After all the shopping and tourist attractions...where to eat, drink and be merry in St Albans - the quickest and easiest way to digest is via a list, so here it is...
- Lussmanns (yummy fresh fish and meat dishes with a fab set menu)
- Bua Thai (one of many Thais in St Albans, always great and it's BYO)
- L'Italiana (freshly made pasta dishes in a fun and friendly restaurant)
- Bar Meze (perfect for sharing and a night out with friends)
- Dylans (The Kings Arms) - fab food, in a beautiful old building, great wine list too
- Veer Dhara - (something a bit different to your traditional Indian)

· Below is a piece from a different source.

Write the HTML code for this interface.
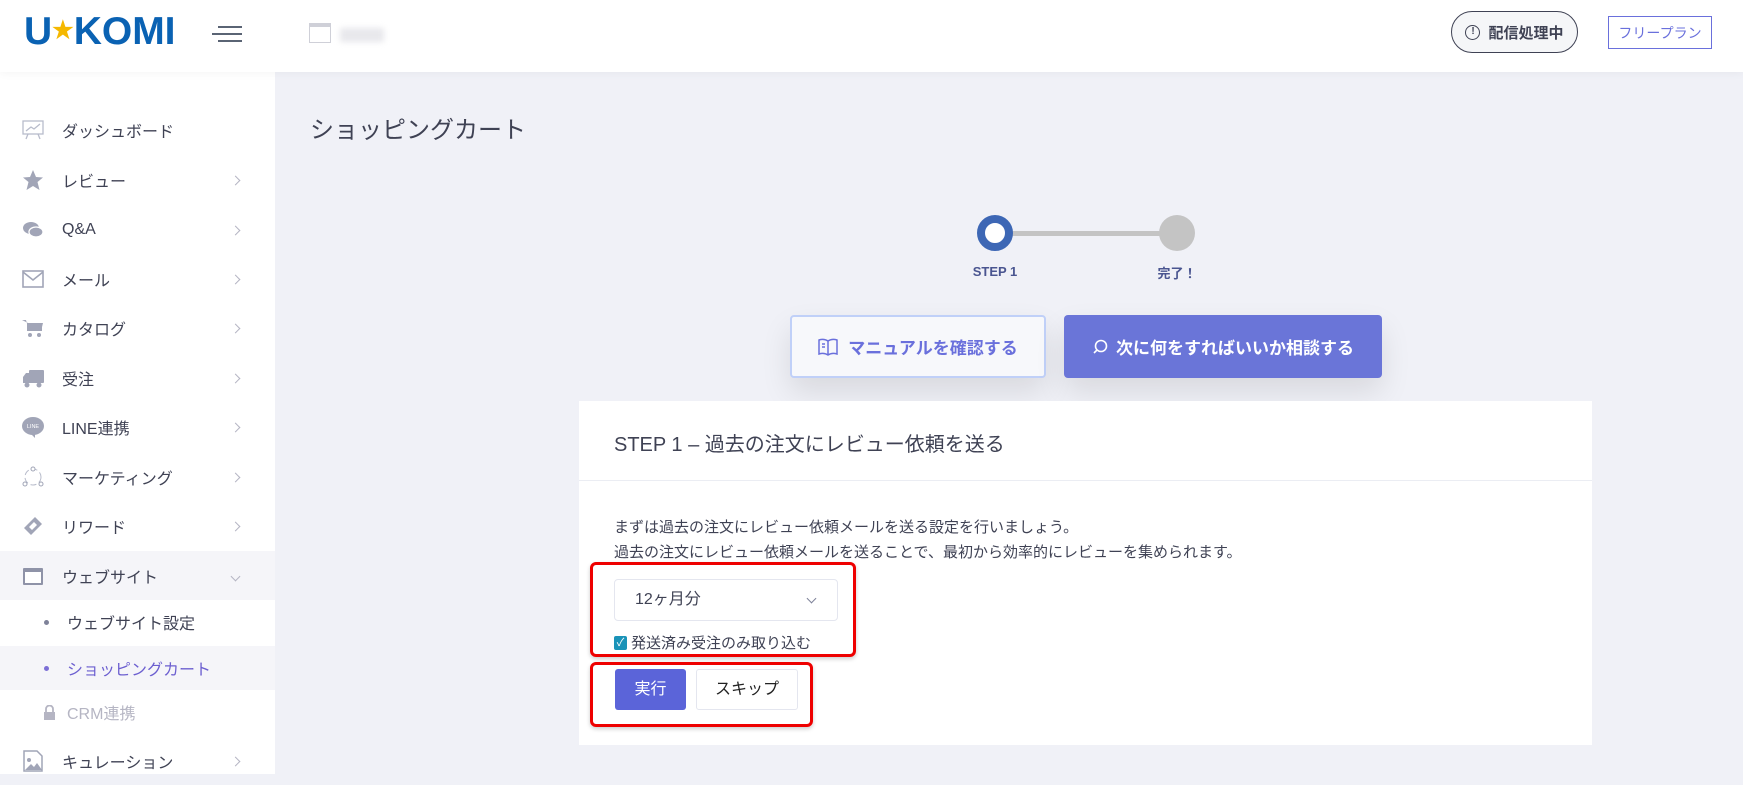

There's lots of other restaurants in St Albans - Cote, Zizzis, Pizza Express, Loch Fyne, Carluccio's, Wagamama, Nandos to name a few. And the famous Waffle House - if you love a waffle, this is the place for you, with every topping you can think of.
And for drinks...
- The Beech House (great for meeting friends and bigger parties)
- The Cock (cosy pub for a good old glass of wine and gossip)
- The Boot (good for traditional ales)
- Sucker Punch (cocktails and drinks with friends)
- Dylans (The Kings Arms (good for drinks too)
Again, there are loads of other pubs and bars, but the above are worth seeking out. So there you have it - a trip around St Albans from the Romans to the present day.